Mating disruption of Homalodisca vitripennis (Germar) (Hemiptera: Cicadellidae) by playback of vibrational signals in vineyard trellis

Authors: Krugner, Rodrigo; Gordon, Shira

Submitted to: Pest Management Science
Publication Type: Peer Reviewed Journal
Publication Acceptance Date: 3/27/2018
Publication Date: 3/30/2018
Citation: Krugner, R., Gordon, S.D. 2018. Mating disruption of Homalodisca vitripennis (Germar) (Hemiptera: Cicadellidae) by playback of vibrational signals in vineyard trellis. Pest Management Science. 1-7. https://doi.org/10.1002/ps.4930.
DOI: https://doi.org/10.1002/ps.4930

Interpretive Summary: Glassy-winged sharpshooter (GWSS), Homalodisca vitripennis, is an important vector of the bacterium Xylella fastidiosa, the causal agent of Pierce’s disease of grapevine. Current control methods for GWSS in California include broadcast applications of insecticides, which negatively affect biological control agents and have resulted in insecticide resistance in GWSS populations. Therefore, alternative methods of control are needed. GWSS communicate by exchanging mating calls that are transmitted through host plants as vibrational signals. Interference with GWSS communication by playback of disruptive signals should lead to reduced birth rates and population growth, but research was needed to evaluate efficacy of the novel vibrational signal playback method in disrupting GWSS mating under field conditions and to evaluate properties of signal transmission through vineyard trellis. Although playback of vibrational signals through vineyard trellis was affected by distance from signal source, the signal significantly reduced mating of GWSS on grapevines compared to control. Although further studies are needed prior to method implementation, data from this study continue to support application of vibrational mating disruption as a novel method to control GWSS populations.
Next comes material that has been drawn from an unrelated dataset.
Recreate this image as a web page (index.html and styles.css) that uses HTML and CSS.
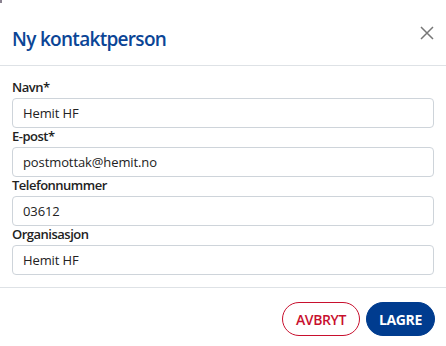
FILE: index.html
```html
<!DOCTYPE html>
<html lang="no">
<head>
    <meta charset="UTF-8">
    <meta name="viewport" content="width=device-width, initial-scale=1.0">
    <title>Ny kontaktperson</title>
    <link rel="stylesheet" href="styles.css">
</head>
<body>
    <span class="corner"></span>
    <div class="modal">
        <div class="modal-header">
            <h2>Ny kontaktperson</h2>
            <button class="close" aria-label="Lukk">
                <svg width="14" height="14" viewBox="0 0 14 14">
                    <path d="M1 1 L13 13 M13 1 L1 13" stroke="#777" stroke-width="1.5" fill="none"/>
                </svg>
            </button>
        </div>
        <form class="modal-body">
            <label class="field">
                <span class="label">Navn*</span>
                <input type="text" value="Hemit HF">
            </label>
            <label class="field">
                <span class="label">E-post*</span>
                <input type="text" value="postmottak@hemit.no">
            </label>
            <label class="field">
                <span class="label">Telefonnummer</span>
                <input type="text" value="03612">
            </label>
            <label class="field">
                <span class="label">Organisasjon</span>
                <input type="text" value="Hemit HF">
            </label>
        </form>
        <div class="modal-footer">
            <button class="btn btn-cancel">Avbryt</button>
            <button class="btn btn-save">Lagre</button>
        </div>
    </div>
</body>
</html>
```

FILE: styles.css
```css
* {
    margin: 0;
    padding: 0;
    box-sizing: border-box;
}

body {
    font-family: 'Open Sans', 'Noto Sans', sans-serif;
    background: #fff;
    color: #222;
}

.corner {
    position: absolute;
    top: 0;
    left: 0;
    width: 2px;
    height: 3px;
    background: #8a8290;
}

.modal {
    width: 446px;
}

.modal-header {
    height: 66px;
    border-bottom: 1px solid #dee2e6;
    display: flex;
    justify-content: space-between;
    align-items: flex-start;
    padding: 0 11px 0 12px;
}

.modal-header h2 {
    font-size: 19px;
    font-weight: 600;
    color: #0b4596;
    line-height: 24px;
    letter-spacing: -0.7px;
    margin-top: 27px;
}

.close {
    background: none;
    border: none;
    cursor: pointer;
    margin-top: 25px;
    width: 16px;
    height: 16px;
    display: flex;
    align-items: center;
    justify-content: center;
}

.modal-body {
    padding: 13px 12px 12px;
    display: flex;
    flex-direction: column;
}

.field {
    display: flex;
    flex-direction: column;
}

.label {
    font-size: 13px;
    font-weight: 600;
    line-height: 17px;
    letter-spacing: -0.5px;
    margin-bottom: 2px;
}

.field input {
    height: 30px;
    border: 1px solid #ced4da;
    border-radius: 4px;
    padding: 0 10px;
    font-family: inherit;
    font-size: 13px;
    letter-spacing: -0.1px;
    color: #222;
}

.modal-footer {
    border-top: 1px solid #dee2e6;
    display: flex;
    justify-content: flex-end;
    gap: 6px;
    padding: 14px 11px;
}

.btn {
    height: 34px;
    border-radius: 17px;
    font-family: inherit;
    font-size: 14px;
    font-weight: 600;
    letter-spacing: -0.4px;
    text-transform: uppercase;
    cursor: pointer;
}

.btn-cancel {
    width: 78px;
    background: #fff;
    border: 1px solid #c8102e;
    color: #c8102e;
}

.btn-save {
    width: 69px;
    background: #003c8f;
    border: 1px solid #003c8f;
    color: #fff;
    font-weight: 700;
}
```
Technical Abstract: BACKGROUND: Glassy-winged sharpshooter (GWSS), Homalodisca vitripennis (Germar) (Hemiptera: Cicadellidae), is an important vector of the bacterium Xylella fastidiosa, the causal agent of Pierce’s disease of grapevine. Area-wide applications of neonicotinoid insecticides have suppressed GWSS populations for ca. 25 years, but reduced levels of insecticide susceptibility have been reported. Therefore, alternative methods of control are needed. Objectives of this study were to evaluate efficacy of a vibrational signal playback in disrupting mating in GWSS and evaluate spectral properties of signal transmission through vineyard trellis. RESULTS: Playback reduced mating of GWSS on grapevines. A total of 28 (out of 134) male-female pairs mated in the control treatment (silence) and only one (out of 134) pair mated when treated with the vibrational signal playback. Playback of vibrational signals through vineyard trellis was affected by distance from signal source, with frequency composition and intensity being the highest at the signal source and lowest on vines positioned away from the source. Frequency composition in canes housing test insects decreased non-linearly as distance from the source increased, whereas intensity of analyzed frequencies decreased linearly. CONCLUSION: Although further studies are needed prior to method implementation, data from this study continue to support application of vibrational mating disruption as a novel method to control GWSS populations.